Si l'on croise, dans une antichambre ministérielle, un homme à la mine défaite, les épaules ployant sous le poids du remords, pas d'hésitation?: c'est un grand patron. Il vient d'être convoqué par sommation publique pour s'expliquer de sa conduite devant un ministre, voire, pour les cas graves ou les récidivistes, devant Sarkozy lui-même. Patrick Pelata, de Renault, accusé de délocaliser la production de la Clio dans la Turquie lointaine. Baudoin Prot, de la banque BNP Paribas, blâmé pour asphyxier les entreprises. Didier Lombard, incriminé à cause de la série de suicides chez France Télécom. Sans parler de la patronne d'Areva et du nouveau dirigeant d'EDF, soumis à la question par les députés pour justifier, l'une sa stratégie, l'autre son salaire.

Très probablement, leurs chauffeurs ont été contraints de regarder dans l'annuaire pour connaître l'adresse du ministère de l'Industrie ou de celui du Travail. Voilà des années que les dirigeants d'entreprise n'allaient plus dans les ministères.
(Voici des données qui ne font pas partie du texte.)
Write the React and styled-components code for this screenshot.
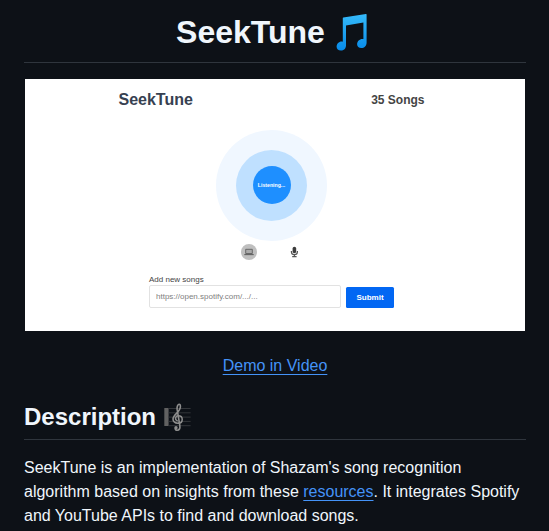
import React from "react";
import styled, { createGlobalStyle } from "styled-components";

const GlobalStyle = createGlobalStyle`
  *, *::before, *::after { box-sizing: border-box; }
  html, body { margin: 0; background: #0d1117; overflow: hidden; }
`;

const Article = styled.article`
  width: 549px;
  height: 531px;
  overflow: hidden;
  padding: 12px 23px 0 24px;
  background: #0d1117;
  color: #f0f6fc;
  font: 16px/24px "Liberation Sans", Arial, sans-serif;
`;

const Heading = styled.h1`
  display: flex;
  align-items: center;
  justify-content: ${(p) => (p.$center ? "center" : "flex-start")};
  gap: ${(p) => p.$gap}px;
  height: ${(p) => p.$height}px;
  margin: 0;
  padding: 0 ${(p) => (p.$center ? 5.5 : 0)}px ${(p) => p.$pad}px 0;
  border-bottom: 1px solid #2f353d;
  font-size: ${(p) => p.$size}px;
  line-height: 1.25;
  font-weight: 700;
`;

const EmojiSvg = styled.svg`
  display: block;
  flex: none;
`;

const Link = styled.a`
  color: #4493f8;
  text-decoration: underline;
  text-underline-offset: 3.2px;
`;

const LinkRow = styled.p`
  margin: 23px 0 24px;
  text-align: center;
`;

const Paragraph = styled.p`
  margin: 16px 0 0;
`;

const Preview = styled.section`
  display: flex;
  flex-direction: column;
  width: 500px;
  height: 252px;
  margin: 16px auto 0;
  background: #fff;
  color: #444;
`;

const PreviewHeader = styled.header`
  display: flex;
  justify-content: space-between;
  align-items: center;
  height: 42px;
  padding: 0 100.5px 0 93.5px;
`;

const Brand = styled.strong`
  color: #374151;
  font-size: 16px;
`;

const SongCount = styled.strong`
  font-size: 12px;
  color: #444;
`;

const Disc = styled.div`
  display: flex;
  flex: none;
  align-items: center;
  justify-content: center;
  width: ${(p) => p.$size}px;
  height: ${(p) => p.$size}px;
  border-radius: 50%;
  background: ${(p) => p.$color};
`;

const Listener = styled.div`
  display: flex;
  justify-content: center;
  margin: 8.5px 7px 0 0;
`;

const ListenLabel = styled.span`
  color: #fff;
  font-size: 5.2px;
  font-weight: 700;
  line-height: 8px;
`;

const Sources = styled.div`
  display: flex;
  align-items: center;
  gap: 30px;
  height: 16px;
  margin: 3px 0 0 216px;
`;

const Form = styled.form`
  display: flex;
  align-items: flex-end;
  gap: 5px;
  margin: 14.5px 0 0 124px;
`;

const Field = styled.label`
  display: flex;
  flex-direction: column;
  width: 192px;
  font-size: 8px;
  line-height: 11px;
  color: #444;
`;

const Input = styled.input`
  width: 192px;
  height: 23px;
  margin: 0;
  padding: 0 6px;
  border: 1px solid #e2e2e2;
  border-radius: 2px;
  background: #fff;
  font: 8px "Liberation Sans", Arial, sans-serif;
  &::placeholder { color: #808080; opacity: 1; }
`;

const Submit = styled.button`
  width: 48px;
  height: 21px;
  margin: 0;
  padding: 0;
  border: 0;
  border-radius: 1.5px;
  background: #0267f3;
  color: #fff;
  font: 700 8px "Liberation Sans", Arial, sans-serif;
`;

const NoteEmoji = () => (
  <EmojiSvg width="32" height="38" viewBox="0 0 32 38">
    <defs>
      <linearGradient id="note" x1="0" y1="0" x2="0" y2="1">
        <stop offset="0" stopColor="#35bafa" />
        <stop offset="1" stopColor="#078be9" />
      </linearGradient>
    </defs>
    <path
      fill="url(#note)"
      d="M6.8 5Q6.8 4.6 7.3 4.5L29.9 1.1q.7-.1.7.5v27.8c0 3.1-2.2 5.6-5.3 5.6-2.5 0-4.2-1.4-4.2-3.7 0-3.3 3.2-6 6.3-5.2V9.4L10 12.6v19.8c0 3.1-2.2 5.2-5.1 5.2-2.6 0-4.3-1.4-4.3-3.8 0-3.3 3.1-5.9 6.2-5Z"
    />
  </EmojiSvg>
);

const ScoreEmoji = () => (
  <EmojiSvg width="28" height="28" viewBox="0 0 28 28">
    <path d="M1.3 5h4.3v18H1.3Z" fill="#616161" />
    <path d="M5.6 5.5h22M5.6 9.8h22M5.6 14.1h22M5.6 18.4h22M5.6 22.7h22" stroke="#33363a" strokeWidth="1" />
    <g fill="none" stroke="#8e8e8e" strokeLinecap="round">
      <path
        strokeWidth="1.6"
        d="M15.2 20.2c-3 .3-5.2-1.5-5.2-4.1 0-4.7 7.4-7 7.4-12.3 0-1.7-.5-2.5-1.2-2.5-1.4 0-2.4 2.4-2.1 4.9l2.7 16.2c.5 3.2-.6 4.8-2.5 4.8-1.2 0-2-.6-2-1.5"
      />
      <path strokeWidth="1.5" d="M14.1 17.6c-2.7-1.3-1.6-4.8 1.1-4.8 2.5 0 4 1.5 4 3.6 0 2.2-1.7 3.8-4 3.8" />
    </g>
    <circle cx="13" cy="24.8" r="1.7" fill="#8e8e8e" />
  </EmojiSvg>
);

const LaptopIcon = () => (
  <EmojiSvg width="10" height="8" viewBox="0 0 10 8">
    <path d="M1.7 1.3h6.6v4.2H1.7Z" fill="#aaa" stroke="#606060" strokeWidth=".9" />
    <path d="M.3 6.6h9.4" stroke="#606060" strokeWidth="1.1" />
  </EmojiSvg>
);

const MicIcon = () => (
  <EmojiSvg width="9" height="12" viewBox="0 0 9 12">
    <rect x="2.6" y=".8" width="3.6" height="6.4" rx="1.8" fill="#3c3c3c" />
    <path d="M1.4 5v.7a3 3 0 0 0 6 0V5M4.4 8.6v2M2.2 10.6h4.4" fill="none" stroke="#555" strokeWidth="1.2" />
  </EmojiSvg>
);

export default function App() {
  return (
    <>
      <GlobalStyle />
      <Article>
        <Heading $center $size={32} $height={51} $pad={10} $gap={11.5}>
          SeekTune
          <NoteEmoji />
        </Heading>
        <Preview>
          <PreviewHeader>
            <Brand>SeekTune</Brand>
            <SongCount>35 Songs</SongCount>
          </PreviewHeader>
          <Listener>
            <Disc $size={111} $color="#f0f7ff">
              <Disc $size={71} $color="#bfe0ff">
                <Disc $size={38} $color="#1e8fff">
                  <ListenLabel>Listening...</ListenLabel>
                </Disc>
              </Disc>
            </Disc>
          </Listener>
          <Sources>
            <Disc $size={16} $color="#bfbfbf">
              <LaptopIcon />
            </Disc>
            <Disc $size={15} $color="#fff">
              <MicIcon />
            </Disc>
          </Sources>
          <Form>
            <Field>
              Add new songs
              <Input placeholder="https://open.spotify.com/.../..." />
            </Field>
            <Submit type="button">Submit</Submit>
          </Form>
        </Preview>
        <LinkRow>
          <Link>Demo in Video</Link>
        </LinkRow>
        <Heading as="h2" $size={24} $height={38} $pad={7} $gap={7}>
          Description
          <ScoreEmoji />
        </Heading>
        <Paragraph>
          SeekTune is an implementation of Shazam's song recognition algorithm based on insights from these{" "}
          <Link>resources</Link>. It integrates Spotify and YouTube APIs to find and download songs.
        </Paragraph>
      </Article>
    </>
  );
}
C'était au contraire les politiques qui subissaient, tout sourire, les admonestations patronales sur l'excès de charges, l'enfer réglementaire ou le provincialisme français qui ne pouvait résister face à la mondialisation. Le vent tourne, à cause de la crise. Les patrons ne s'occupaient que de leurs comptes, voici que la société leur demande des comptes.

On pourrait bien sûr se gausser de notre ministre de l'Industrie, Christian Estrosi, professionnel de la rodomontade, et brocarder ses effets de manche. Pourtant, Estrosi a raison?: dans le dialogue que la société entretient avec l'économie, c'est toujours la première qui a le dernier mot, à toute époque, dans tous les pays. On observe d'ailleurs ces évolutions aussi en Allemagne, au Royaume-Uni, aux Etats-Unis. Si la société est moins tolérante sur les libertés accordées aux entreprises, celles-ci seront contraintes de s'adapter. Nous pourrions bien être au début d'un mouvement idéologique rétrograde qui, tel le pendule, a peu de chance de se stabiliser sur le juste milieu.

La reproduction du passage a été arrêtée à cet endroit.